Colorado lawmakers have no business interfering with the tenure process at state colleges and universities – even if Ward Churchill remains on the University of Colorado payroll.
The House Education Committee wisely reversed itself Tuesday and killed Rep. Keith King’s watered-down tenure-review bill on a 7-6 vote. (The committee narrowly approved an even more over-reaching King bill last month that would have made it easier to fire professors.)
Democratic leaders sent the bill back to the committee after King amended it, removing several specific reasons for terminating professors in hope of winning bipartisan support. But the amended bill was pointless – it would have turned a Gov. Roy Romer executive order mandating tenure review for professors into a state law.
It wouldn’t, as Rep. Jack Pommer pointed out, make it any easier to fire Churchill – the one man whose name always surfaces in these discussions.

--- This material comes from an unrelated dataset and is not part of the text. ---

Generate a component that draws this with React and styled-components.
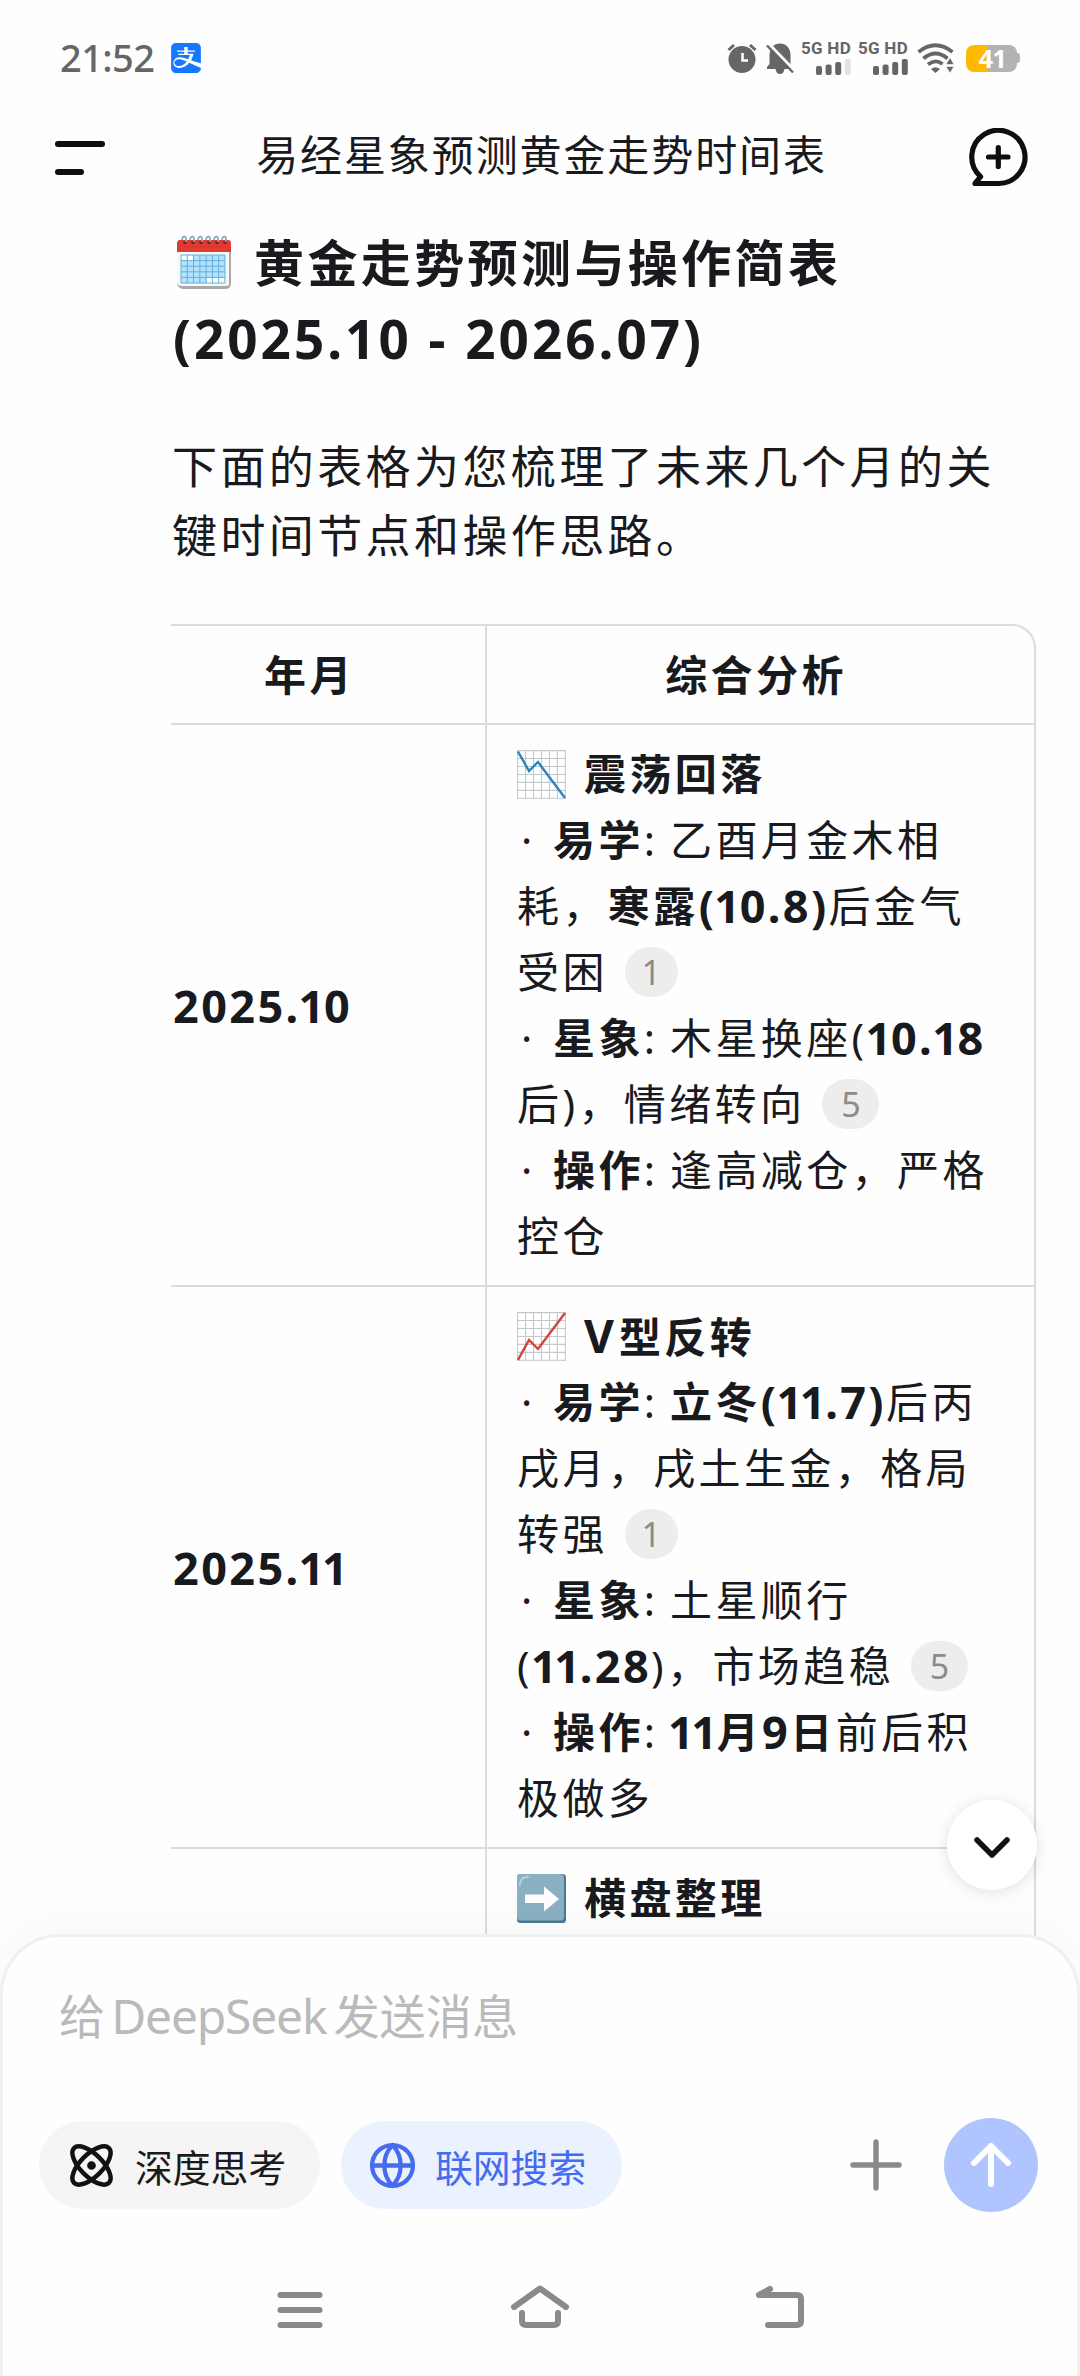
import React from "react";
import styled, { createGlobalStyle } from "styled-components";
import { Atom, Globe } from "lucide-react";
import { SiAlipay } from "react-icons/si";

const GlobalStyle = createGlobalStyle`
  * {
    box-sizing: border-box;
  }
  body {
    margin: 0;
    background: #fefefe;
    color: #191a1e;
    font-family: "Noto Sans", "Noto Sans CJK SC", sans-serif;
  }
`;

// Table content
const rows = [
  {
    month: "2025.10",
    icon: "down",
    title: "震荡回落",
    lines: [
      [{ label: "易学" }, { text: "乙酉月金木相" }],
      [{ text: "耗，" }, { bold: "寒露" }, { num: "(10.8)" }, { text: "后金气" }],
      [{ text: "受困" }, { cite: "1" }],
      [{ label: "星象" }, { text: "木星换座(" }, { num: "10.18" }],
      [{ text: "后)，情绪转向" }, { cite: "5" }],
      [{ label: "操作" }, { text: "逢高减仓，严格" }],
      [{ text: "控仓" }],
    ],
  },
  {
    month: "2025.11",
    icon: "up",
    letter: "V",
    title: "型反转",
    lines: [
      [{ label: "易学" }, { bold: "立冬" }, { num: "(11.7)" }, { text: "后丙" }],
      [{ text: "戌月，戌土生金，格局" }],
      [{ text: "转强" }, { cite: "1" }],
      [{ label: "星象" }, { text: "土星顺行" }],
      [{ text: "(" }, { num: "11.28" }, { text: ")，市场趋稳" }, { cite: "5" }],
      [{ label: "操作" }, { num: "11" }, { bold: "月" }, { num: "9" }, { bold: "日" }, { text: "前后积" }],
      [{ text: "极做多" }],
    ],
  },
  { month: "", icon: "flat", title: "横盘整理", lines: [] },
];

export default function App() {
  return (
    <Screen>
      <GlobalStyle />
      <StatusBar>
        <Time>21:52</Time>
        <AlipayBadge>
          <SiAlipay size={30} />
        </AlipayBadge>
        <StatusIcons>
          <AlarmIcon />
          <BellOffIcon />
          <Signal level={3} />
          <Signal level={4} />
          <WifiIcon />
          <Battery>
            <BatteryBody>41</BatteryBody>
            <BatteryTip />
          </Battery>
        </StatusIcons>
      </StatusBar>
      <Header>
        <MenuButton>
          <MenuLine $width={50} />
          <MenuLine $width={29} />
        </MenuButton>
        <Title>易经星象预测黄金走势时间表</Title>
        <NewChatIcon />
      </Header>
      <Content>
        <Heading>
          <HeadingRow>
            <CalendarIcon />
            黄金走势预测与操作简表
          </HeadingRow>
          <HeadingRange>(2025.10 - 2026.07)</HeadingRange>
        </Heading>
        <Intro>
          下面的表格为您梳理了未来几个月的关
          <br />
          键时间节点和操作思路。
        </Intro>
        <TableFrame>
          <TableRow>
            <HeadCell>年月</HeadCell>
            <HeadCell>综合分析</HeadCell>
          </TableRow>
          {rows.map((row) => (
            <TableRow key={row.title}>
              <MonthCell>
                <Digits value={row.month} />
              </MonthCell>
              <Cell>
                <TitleLine>
                  <TrendIcon type={row.icon} />
                  <span>
                    {row.letter && <Letter>{row.letter}</Letter>}
                    {row.title}
                  </span>
                </TitleLine>
                {row.lines.map((line, i) => (
                  <Line key={i}>
                    {line.map((part, j) => (
                      <Part key={j} {...part} />
                    ))}
                  </Line>
                ))}
              </Cell>
            </TableRow>
          ))}
        </TableFrame>
      </Content>
      <ScrollButton>
        <svg width="40" height="30" viewBox="0 0 40 30" fill="none" stroke="#111" strokeWidth="5.5" strokeLinecap="round" strokeLinejoin="round">
          <path d="M5 7 L20 22 L35 7" />
        </svg>
      </ScrollButton>
      <Composer>
        <Placeholder>
          给<Brand>DeepSeek</Brand>发送消息
        </Placeholder>
        <Actions>
          <Chip>
            <Atom size={51} strokeWidth={2.1} color="#111" />
            深度思考
          </Chip>
          <Chip $active>
            <Globe size={49} strokeWidth={2.1} />
            联网搜索
          </Chip>
          <PlusIcon />
          <SendButton>
            <svg width="46" height="50" viewBox="0 0 46 50" fill="none" stroke="#fff" strokeWidth="6" strokeLinecap="round" strokeLinejoin="round">
              <path d="M23 44 V6 M6 23 L23 6 L40 23" />
            </svg>
          </SendButton>
        </Actions>
        <NavBar>
          <svg width="60" height="50" viewBox="0 0 60 50">
            <path d="M10.5 10 H49.5 M10.5 25 H49.5 M10.5 40 H49.5" />
          </svg>
          <svg width="60" height="50" viewBox="0 0 60 50">
            <path d="M4 22 L30 3.5 L56 22 M12 28 V36 Q12 40 16 40 H44 Q48 40 48 36 V28" />
          </svg>
          <svg width="60" height="50" viewBox="0 0 60 50">
            <path d="M20 4 L9 10 H47 Q51 10 51 14 V36 Q51 40 47 40 H18" />
          </svg>
        </NavBar>
      </Composer>
    </Screen>
  );
}

function Part({ label, text, bold, num, cite }) {
  if (label) {
    return (
      <>
        <Bullet>·</Bullet>
        <Label>
          <b>{label}</b>:
        </Label>
      </>
    );
  }
  if (cite) return <Cite $wide={cite !== "1"}>{cite}</Cite>;
  if (num) return <Digits value={num} />;
  if (bold) return <b>{bold}</b>;
  return <span>{text}</span>;
}

// Bold figures, with the 1 set tighter than the others
function Digits({ value }) {
  return (
    <Num>
      {value.split("").map((char, i) => (char === "1" ? <One key={i}>1</One> : char))}
    </Num>
  );
}

// Icons
function AlarmIcon() {
  return (
    <svg width="30" height="30" viewBox="0 0 30 30">
      <circle cx="15" cy="16.5" r="13.5" fill="#666" />
      <path d="M1.5 7 L7 2 M28.5 7 L23 2" stroke="#666" strokeWidth="3" />
      <path d="M15.5 10 V17.5 H21" fill="none" stroke="#fff" strokeWidth="2.6" />
    </svg>
  );
}

function BellOffIcon() {
  return (
    <svg width="28" height="31" viewBox="0 0 28 31">
      <path d="M3.5 13 C3.5 5 8 0.5 14 0.5 C20 0.5 24.5 5 24.5 12 V21 L27 26 H18.5 C18 29 16.5 31 14 31 C11.5 31 10 29 9.5 26 H1 V24 L3.5 21 Z" fill="#666" />
      <path d="M2 0 L28 27" stroke="#fefefe" strokeWidth="3" />
      <path d="M1 2.5 L27 29.5" stroke="#666" strokeWidth="2.4" />
    </svg>
  );
}

function Signal({ level }) {
  return (
    <SignalBox>
      <SignalText>5G HD</SignalText>
      <svg width="35" height="16" viewBox="0 0 35 16">
        {[0, 1, 2, 3].map((i) => (
          <rect
            key={i}
            x={i * 9.6}
            y={[7, 5.5, 3, 0][i]}
            width="6"
            height={16 - [7, 5.5, 3, 0][i]}
            rx="2"
            fill={i < level ? "#666" : "#e2e2e2"}
          />
        ))}
      </svg>
    </SignalBox>
  );
}

function WifiIcon() {
  return (
    <svg width="37" height="30" viewBox="0 0 37 30">
      <g fill="none" stroke="#666" strokeWidth="3.8">
        <path d="M1.5 9 Q18.5 -4.5 35.5 9" />
        <path d="M6.5 15.5 Q18.5 5.5 30.5 15.5" />
        <path d="M11 21.5 Q18.5 15.5 25.5 21" />
      </g>
      <path d="M14 26 Q18.5 22.5 23 26 L18.5 30 Z" fill="#666" />
      <path d="M33 14.5 L37 21.5 H29 Z M33 30 L37 23.5 H29 Z" fill="#666" stroke="#fefefe" strokeWidth="0.6" />
    </svg>
  );
}

function NewChatIcon() {
  return (
    <svg width="60" height="60" viewBox="0 0 60 60" fill="none" stroke="#0f0f0f" strokeWidth="5.2" strokeLinecap="round" strokeLinejoin="round">
      <path d="M30.3 55.5 H7 L12.6 48.7 A26.6 26.6 0 1 1 30.3 55.5 Z" />
      <path d="M30.3 19.5 V38.5 M20.5 29 H40" />
    </svg>
  );
}

function PlusIcon() {
  return (
    <PlusSvg width="52" height="52" viewBox="0 0 52 52">
      <path d="M26 3 V49 M3 26 H49" stroke="#8a8a8a" strokeWidth="5.4" strokeLinecap="round" />
    </PlusSvg>
  );
}

function CalendarIcon() {
  const steps = [0, 1, 2, 3, 4, 5];
  return (
    <svg width="56" height="56" viewBox="0 0 56 56">
      <path d="M1 14 H55 V48 Q55 54 49 54 H7 Q1 53 1 47 Z" fill="#a9a9ac" />
      <path d="M1 14 H53 V49 Q53 51 51 51 H5 Q1 50 1 47 Z" fill="#f7f7f8" />
      <path d="M1 17 V8 Q1 5 4 5 H52 Q55 5 55 8 V17 Z" fill="#df3b32" />
      <rect x="5" y="20" width="44" height="28" fill="#b4e2fb" />
      <rect x="5" y="20" width="12" height="5" fill="#fff" />
      <rect x="31" y="43" width="18" height="5" fill="#fff" />
      <g stroke="#62aede" strokeWidth="1">
        {steps.map((i) => (
          <path key={i} d={`M5 ${20 + i * 5.6} H49`} />
        ))}
        {[...steps, 6, 7].map((i) => (
          <path key={i} d={`M${5 + i * 6.28} 20 V48`} />
        ))}
      </g>
      {steps.map((i) => (
        <g key={i}>
          <circle cx={9 + i * 8} cy="7.5" r="1.8" fill="#7d1d1a" />
          <path d={`M${6 + i * 8} 5 Q${6.5 + i * 8} 1 ${9 + i * 8} 1.6 Q${11 + i * 8} 3 ${9.5 + i * 8} 7`} fill="none" stroke="#7fa9b8" strokeWidth="1.7" />
        </g>
      ))}
    </svg>
  );
}

function TrendIcon({ type }) {
  if (type === "flat") {
    return (
      <svg width="49" height="49" viewBox="0 0 49 49">
        <rect width="49" height="49" rx="3.5" fill="#477a90" />
        <rect width="47" height="46.5" rx="3.5" fill="#8bb0c3" />
        <path d="M3 11 Q3 3 11 3" fill="none" stroke="#b5d0dc" strokeWidth="2" strokeLinecap="round" />
        <path d="M8 20.5 H27 V12.5 L42 25 L27 37.5 V29 H8 Z" fill="#fff" />
      </svg>
    );
  }
  const grid = [0, 1, 2, 3, 4, 5, 6];
  return (
    <svg width="49" height="49" viewBox="0 0 49 49">
      <rect x="0.5" y="0.5" width="48" height="48" fill="#fff" />
      <g stroke="#c3c9cd" strokeWidth="1.1">
        {grid.map((i) => (
          <path key={i} d={`M${0.6 + i * 7.95} 0 V49 M0 ${0.6 + i * 7.95} H49`} />
        ))}
      </g>
      {type === "down" ? (
        <path d="M1 1.5 L12 21 L21 12 L48 48" fill="none" stroke="#2b84bb" strokeWidth="2.4" />
      ) : (
        <path d="M1 48 L12 28 L21 37 L48 1" fill="none" stroke="#cf4440" strokeWidth="2.4" />
      )}
    </svg>
  );
}

const Screen = styled.div`
  position: relative;
  display: flex;
  flex-direction: column;
  width: 1080px;
  height: 2376px;
  overflow: hidden;
  background: #fefefe;
`;

const StatusBar = styled.div`
  display: flex;
  align-items: center;
  height: 116px;
  padding: 0 60px 0 60px;
  color: #666;
`;
const Time = styled.div`
  width: 111px;
  padding-bottom: 3px;
  font-family: "Noto Sans", sans-serif;
  font-size: 38px;
  font-weight: 500;
  letter-spacing: -0.6px;
`;
const AlipayBadge = styled.div`
  display: flex;
  color: #1677ff;
`;
const StatusIcons = styled.div`
  display: flex;
  align-items: center;
  gap: 9px;
  margin-left: auto;
`;
const SignalBox = styled.div`
  display: flex;
  flex-direction: column;
  align-items: flex-end;
  width: 48px;
  height: 34px;
`;
const SignalText = styled.div`
  height: 18px;
  font-family: Roboto, sans-serif;
  font-size: 17px;
  font-weight: 700;
  line-height: 14px;
  letter-spacing: 0.3px;
  white-space: nowrap;
`;
const Battery = styled.div`
  display: flex;
  align-items: center;
  margin-left: 3px;
`;
const BatteryBody = styled.div`
  width: 51px;
  height: 27px;
  padding-left: 2px;
  border-radius: 8px;
  background: linear-gradient(90deg, #ffb900 21px, #b3b3b3 21px);
  color: #fff;
  font-size: 25px;
  font-weight: 700;
  line-height: 27px;
  letter-spacing: -0.5px;
  text-align: center;
`;
const BatteryTip = styled.div`
  width: 3px;
  height: 10px;
  border-radius: 0 3px 3px 0;
  background: #b3b3b3;
`;

const Header = styled.header`
  display: flex;
  align-items: center;
  justify-content: space-between;
  height: 84px;
  padding: 0 52px 0 55px;
`;
const MenuButton = styled.div`
  display: flex;
  flex-direction: column;
  gap: 22px;
  width: 60px;
`;
const MenuLine = styled.div`
  width: ${(props) => props.$width}px;
  height: 6px;
  border-radius: 3px;
  background: #0f0f0f;
`;
const Title = styled.h1`
  margin: 0;
  padding-bottom: 6px;
  font-size: 42px;
  font-weight: 400;
  letter-spacing: 1.9px;
  line-height: 60px;
`;

const Content = styled.main`
  flex: 1;
  min-height: 0;
  padding: 25px 44px 0 171px;
  overflow: hidden;
`;
const Heading = styled.h2`
  margin: 0 0 55px;
  font-size: 50px;
  font-weight: 700;
  line-height: 76px;
  letter-spacing: 3.4px;
  white-space: nowrap;
`;
const HeadingRow = styled.div`
  display: flex;
  align-items: center;
  gap: 22px;
  padding-left: 5px;
`;
const HeadingRange = styled.div`
  padding-left: 2px;
  font-size: 53px;
  letter-spacing: 3px;
`;
const Intro = styled.p`
  margin: 0 0 54px;
  padding-left: 1px;
  font-size: 45px;
  line-height: 69px;
  letter-spacing: 3.4px;
  white-space: nowrap;
`;

const TableFrame = styled.div`
  overflow: hidden;
  border: 2px solid #dcdcdc;
  border-left: none;
  border-radius: 0 24px 0 0;
`;
const TableRow = styled.div`
  display: grid;
  grid-template-columns: 314px 1fr;
  border-bottom: 2px solid #dcdcdc;
`;
const HeadCell = styled.div`
  height: 97px;
  font-size: 42px;
  font-weight: 700;
  line-height: 97px;
  letter-spacing: 3.4px;
  text-align: center;
  &:first-child {
    padding-right: 37px;
  }
  & + & {
    border-left: 2px solid #dcdcdc;
    padding-right: 9px;
  }
`;
const MonthCell = styled.div`
  display: flex;
  align-items: center;
  padding-left: 2px;
`;
const Cell = styled.div`
  padding: 16px 0 16px 30px;
  border-left: 2px solid #dcdcdc;
  font-size: 42px;
  letter-spacing: 3.4px;
  line-height: 66px;
  white-space: nowrap;
`;
const Line = styled.div`
  display: flex;
  align-items: center;
  height: 66px;
`;
const TitleLine = styled(Line)`
  gap: 18px;
  font-weight: 700;
`;
const Letter = styled.span`
  font-size: 46px;
  letter-spacing: 5px;
`;
const Bullet = styled.span`
  width: 36px;
  padding-left: 4px;
`;
const Label = styled.span`
  width: 117px;
`;
const Num = styled.b`
  font-size: 45px;
  letter-spacing: 2.4px;
`;
const One = styled.span`
  margin-left: -2px;
  letter-spacing: -0.4px;
`;
const Cite = styled.span`
  display: flex;
  align-items: center;
  justify-content: center;
  width: ${(props) => (props.$wide ? 57 : 53)}px;
  height: 50px;
  margin-left: 17px;
  border-radius: 25px;
  background: #ededed;
  color: #8c8c8c;
  font-size: 34px;
  letter-spacing: 0;
`;

const ScrollButton = styled.div`
  position: absolute;
  top: 1800px;
  left: 947px;
  display: flex;
  align-items: center;
  justify-content: center;
  width: 90px;
  height: 90px;
  border-radius: 50%;
  background: #fff;
  box-shadow: 0 2px 16px rgba(0, 0, 0, 0.12);
  padding-top: 6px;
`;

const Composer = styled.footer`
  position: relative;
  display: flex;
  flex-direction: column;
  height: 442px;
  /* table stays visible behind the rounded corners */
  margin-top: -60px;
  flex: 0 0 442px;
  border: 3px solid #f0f0f0;
  border-bottom: none;
  border-radius: 60px 60px 0 0;
  background: #fefefe;
  box-shadow: 0 0 60px rgba(0, 0, 0, 0.04);
`;
const Placeholder = styled.div`
  padding: 46px 0 0 56px;
  color: #bababa;
  font-size: 46.2px;
  line-height: 66px;
  white-space: nowrap;
`;
const Brand = styled.span`
  margin: 0 7px 0 6px;
  font-size: 48px;
  letter-spacing: -1.2px;
`;
const Actions = styled.div`
  display: flex;
  align-items: center;
  margin-top: 67px;
  height: 96px;
  padding: 0 39px 0 36px;
`;
const Chip = styled.div`
  display: flex;
  align-items: center;
  gap: 18px;
  width: 281px;
  height: 88px;
  margin-right: 21px;
  padding-left: 27px;
  border-radius: 44px;
  background: ${(props) => (props.$active ? "#ebf2ff" : "#f5f5f5")};
  color: ${(props) => (props.$active ? "#456bee" : "#1b1b1b")};
  font-size: 37.8px;
  white-space: nowrap;
`;
const PlusSvg = styled.svg`
  margin-left: auto;
  margin-right: 42px;
`;
const SendButton = styled.div`
  display: flex;
  align-items: center;
  justify-content: center;
  width: 94px;
  height: 94px;
  border-radius: 50%;
  background: #b0c5ff;
`;
const NavBar = styled.div`
  display: flex;
  justify-content: center;
  gap: 180px;
  margin-top: 72px;
  svg {
    fill: none;
    stroke: #8a8a8a;
    stroke-width: 6px;
    stroke-linecap: round;
    stroke-linejoin: round;
  }
`;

Rep. Wes McKinley, a Democrat from Walsh, surprised his colleagues last month by siding with Republicans to pass the original measure. Tuesday, he reversed course and voted to kill the bill, saying schools already have tenure-review processes. He’s right, and those schools already have procedures in place to remove those who aren’t up to snuff.
And the University of Colorado, home to the Churchill investigation, is undergoing a massive, unprecedented review of its tenure policies that would have been unfairly disrupted by any legislative action. (Separately, a university committee also is investigating Churchill and plans to issue a report in May.)
The state does partially fund higher education, but governor-appointed boards and regents elected by the people have been given the authority, and have the political will, to ensure that tenure is carried out fairly and appropriately. That’s where these decisions should be made.
For faculty, tenure is a privilege that protects them from arbitrary administrators or the prevailing political winds. Had lawmakers (who have term limits, not tenure) passed King’s bill, no matter how benign, it could have had a chilling effect on recruiting professors to the state. Colorado would have been the first state to impose legislative standards on tenure.
Tenure-review policies, much like Churchill’s status as a CU employee, are best left to those on campus or their governing boards, not state lawmakers sniffing the political winds.